We still don’t know whether there will be any Test cricket this summer. Fifty years ago there was similar uncertainty. South Africa were due to tour, and cricket lovers were eager and enthusiastic, for South Africa were currently the best Test team in the world, having just won a home series 4-0 against Australia. But there was opposition to the tour from the Anti-Apartheid movement, and the young Peter Hain, later a Labour Cabinet Minister and now a member of the House of Lords, had launched a Stop the Tour campaign, calling for Direct Action.
There were good arguments on both sides. Those opposed to the tour believed that not only was apartheid repulsive, unjust, even wicked, but that, given White South Africa’s passion for sport, especially rugby and cricket, imposing a sporting boycott on the country was the best way of putting pressure on the regime. On the other hand, many believed that sport and politics should not mix, which was after all the position of the International Olympics Committee , and some pointed out that those who called for a boycott of South Africa had no objection to sporting links with the Soviet Union and other countries behind the Iron Curtain. Meanwhile others argued that since British banks and businesses were free to invest in South Africa, there was no good reason for us not to play rugby and cricket against the Springboks. Many believed that maintaining sporting links made it possible to apply soft pressure for change on the South African Government. I should say I agreed with most of this and was in favour of the tour.
Few who supported it were quite as outspokenly honest as the novelist Simon Raven. Writing in The Spectator, he said: “It is all, in the last resort a question of pleasure. By all means let the idealists, the students, the revolutionaries feel as passionately as they must, write as much as they choose, shout as loud as they please and carry banners as wide as they will: but for God’s sake let them not spoil other people’s pleasure. If I go to watch the South Africans it is on my conscience, not theirs.”
So I was in favour of the tour and eager to watch this South African team. However I had reluctantly to accept that this was unlikely. That winter of 1969-70 there was a tour by the Springboks’ rugby team, and it was miserable for the players who were harassed wherever they went and indeed had to be confined to their hotels. Matches were disrupted by demonstrators. Spectators going to the match required police guards and during the games there were pitch invasions. I was at Murrayfield for the Scotland-South Africa game, and it was a bizarre experience, rather a horrible one (even though Scotland won).The terracing at the north and south ends of the ground was shut off. Policemen, with their backs to the rugby, stood shoulder to shoulder all around the pitch. Even so protestors managed to evade them and tried to disrupt the game. There was violence at every match on the tour, often with fights breaking out between demonstrators and fans.

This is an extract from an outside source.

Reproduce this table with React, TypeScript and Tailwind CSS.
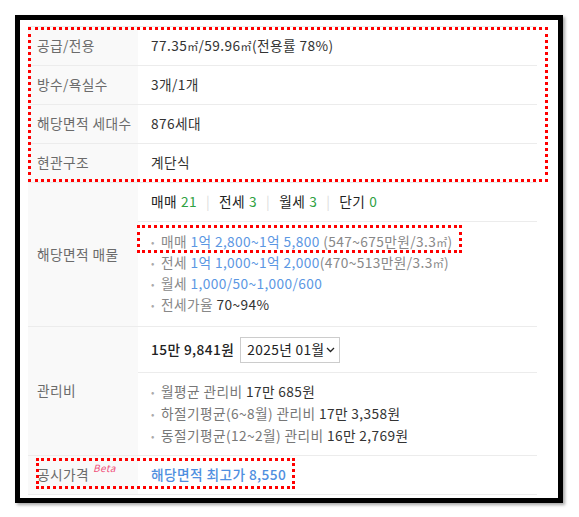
import type { ReactNode } from 'react';

const font = { fontFamily: '"Noto Sans CJK KR", "Noto Sans", sans-serif' };

function Row({ label, children, h }: { label: ReactNode; children: ReactNode; h?: string }) {
  return (
    <div className={`flex border-b border-[#ececec] ${h ?? ''}`}>
      <div className="w-[110px] shrink-0 bg-[#f9f9f9] pl-[9px] flex items-center text-[#6b6b6b]">{label}</div>
      <div className="flex-1 flex flex-col justify-center">{children}</div>
    </div>
  );
}

function Bullet({ children, h = 'h-[21px]' }: { children: ReactNode; h?: string }) {
  return (
    <li className={`flex items-center ${h}`}>
      <span className="w-[10px] text-[#aaa] text-[10px]">•</span>
      <span>{children}</span>
    </li>
  );
}

const Sep = () => <span className="mx-[9px] text-[#ddd]">|</span>;
const M2 = () => <span className="text-[11px]">㎡</span>;

export default function App() {
  return (
    <div className="w-[579px] h-[517px] bg-white p-[15px] text-[13.7px] leading-none tracking-[0.4px]" style={font}>
      <div className="relative w-[548px] h-[488px] border-[5px] border-black bg-white shadow-[2px_2px_3px_rgba(0,0,0,0.35)]">
        <div className="pl-[8px] pt-[6px]">
          <div className="w-[509px] border-t border-[#ececec] text-[#333]">
            <Row label="공급/전용" h="h-[39px]">
              <div className="pl-[13px]">
                77.35<M2 />/59.96<M2 />(전용률 78%)
              </div>
            </Row>
            <Row label="방수/욕실수" h="h-[39px]">
              <div className="pl-[13px]">3개/1개</div>
            </Row>
            <Row label="해당면적 세대수" h="h-[39px]">
              <div className="pl-[13px]">876세대</div>
            </Row>
            <Row label="현관구조" h="h-[39px]">
              <div className="pl-[13px]">계단식</div>
            </Row>

            <Row label="해당면적 매물" h="h-[144px]">
              <div className="h-[39px] shrink-0 flex items-center pl-[13px] border-b border-[#ececec] text-[#222]">
                매매 <span className="ml-[4px] text-[#2fa142]">21</span>
                <Sep />
                전세 <span className="ml-[4px] text-[#2fa142]">3</span>
                <Sep />
                월세 <span className="ml-[4px] text-[#2fa142]">3</span>
                <Sep />
                단기 <span className="ml-[4px] text-[#2fa142]">0</span>
              </div>
              <ul className="flex-1 pl-[13px] pt-[9px] text-[#888]">
                <Bullet>
                  매매 <span className="text-[#5b97e3]">1억 2,800~1억 5,800</span> (547~675만원/3.3<M2 />)
                </Bullet>
                <Bullet>
                  전세 <span className="text-[#5b97e3]">1억 1,000~1억 2,000</span>(470~513만원/3.3<M2 />)
                </Bullet>
                <Bullet>
                  월세 <span className="text-[#5b97e3]">1,000/50~1,000/600</span>
                </Bullet>
                <Bullet>
                  전세가율 <span className="text-[#333]">70~94%</span>
                </Bullet>
              </ul>
            </Row>

            <Row label="관리비" h="h-[129px]">
              <div className="h-[46px] shrink-0 flex items-center pl-[13px] border-b border-[#ececec]">
                <span className="font-medium text-[#222]">15만 9,841원</span>
                <div className="ml-[6px] h-[26px] w-[100px] border border-[#ccc] flex items-center pl-[6px] text-[#222]">
                  2025년 01월
                  <svg width="9" height="6" viewBox="0 0 9 6" className="ml-[1px]">
                    <path d="M1 1 L4.5 4.5 L8 1" fill="none" stroke="#222" strokeWidth="1.3" />
                  </svg>
                </div>
              </div>
              <ul className="flex-1 pl-[13px] pt-[8px] text-[#777]">
                <Bullet h="h-[22px]">
                  월평균 관리비 <span className="text-[#333]">17만 685원</span>
                </Bullet>
                <Bullet h="h-[22px]">
                  하절기평균(6~8월) 관리비 <span className="text-[#333]">17만 3,358원</span>
                </Bullet>
                <Bullet h="h-[22px]">
                  동절기평균(12~2월) 관리비 <span className="text-[#333]">16만 2,769원</span>
                </Bullet>
              </ul>
            </Row>

            <Row
              label={
                <span className="flex items-start">
                  공시가격
                  <span className="ml-[4px] -mt-[5px] text-[10px] italic text-[#f0507a]">Beta</span>
                </span>
              }
              h="h-[39px]"
            >
              <div className="pl-[13px] font-medium text-[#4f8fe0]">해당면적 최고가 8,550</div>
            </Row>
          </div>
        </div>

        <div className="absolute left-[8px] top-[7px] w-[520px] h-[155px] border-[3px] border-dotted border-[#f00]" />
        <div className="absolute left-[117px] top-[205px] w-[325px] h-[28px] border-[3px] border-dotted border-[#f00]" />
        <div className="absolute left-[16px] top-[438px] w-[259px] h-[31px] border-[3px] border-dotted border-[#f00]" />
      </div>
    </div>
  );
}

That day convinced me that the cricket tour couldn’t safely go ahead. A rugby match lasts eighty minutes, a Test five days. Twickenham is more defensible than Lord’s or The Oval. However idealistic opposition to apartheid might be, the tour was going to be made impossible, not by reasoned argument or peaceful protest, but by direct action, violence or at least the threat of violence. The bully-boys were going to win. No doubt the majority of the protestors were high-minded and peaceful, but it was the readiness of others to engage in violence which won the day. When the Home Secretary, James Callaghan, reasonably concluded that the tour offered a threat to public order and demanded it be called off, the civil power of the State was yielding to a mob. His decision was justifiable but shabby.
Most of the demonstrators were admirable people of a liberal frame of mind and their cause was good, but their victory could still be deplored. A minority had succeeded in imposing its will on millions, and it had done so by means of the willingness of a minority of that minority to threaten and indeed employ violence.
No one can tell what part the sports boycott played in the crumbling of the apartheid regime twenty years on, just as no one can tell whether maintaining sporting links and pursuing a policy of continuing engagement with South Africa might have been effective. What we do know is that self-righteous activists imposed their will on the government of the day, and did so by means of violence and with no regard for the wishes of so many of the British public.
And what of the cricket? With the tour cancelled a Test series between England and the Test of the World was quickly organized. The Rest of the World team was captained by the great Gary Sobers, and contained players from Australia, the West Indies, India, Pakistan and South Africa. So the South Africans – Eddie Barlow, Graeme Pollock, Peter Pollock, Mike Proctor and Barry Richards – shared a dressing-room with black cricketers (as would have been illegal in their home country). It was a wonderful series with much magnificent cricket, all very enjoyable. Yet the sweetness of the cricket couldn’t quite prevent a sour taste from lingering in the mouth.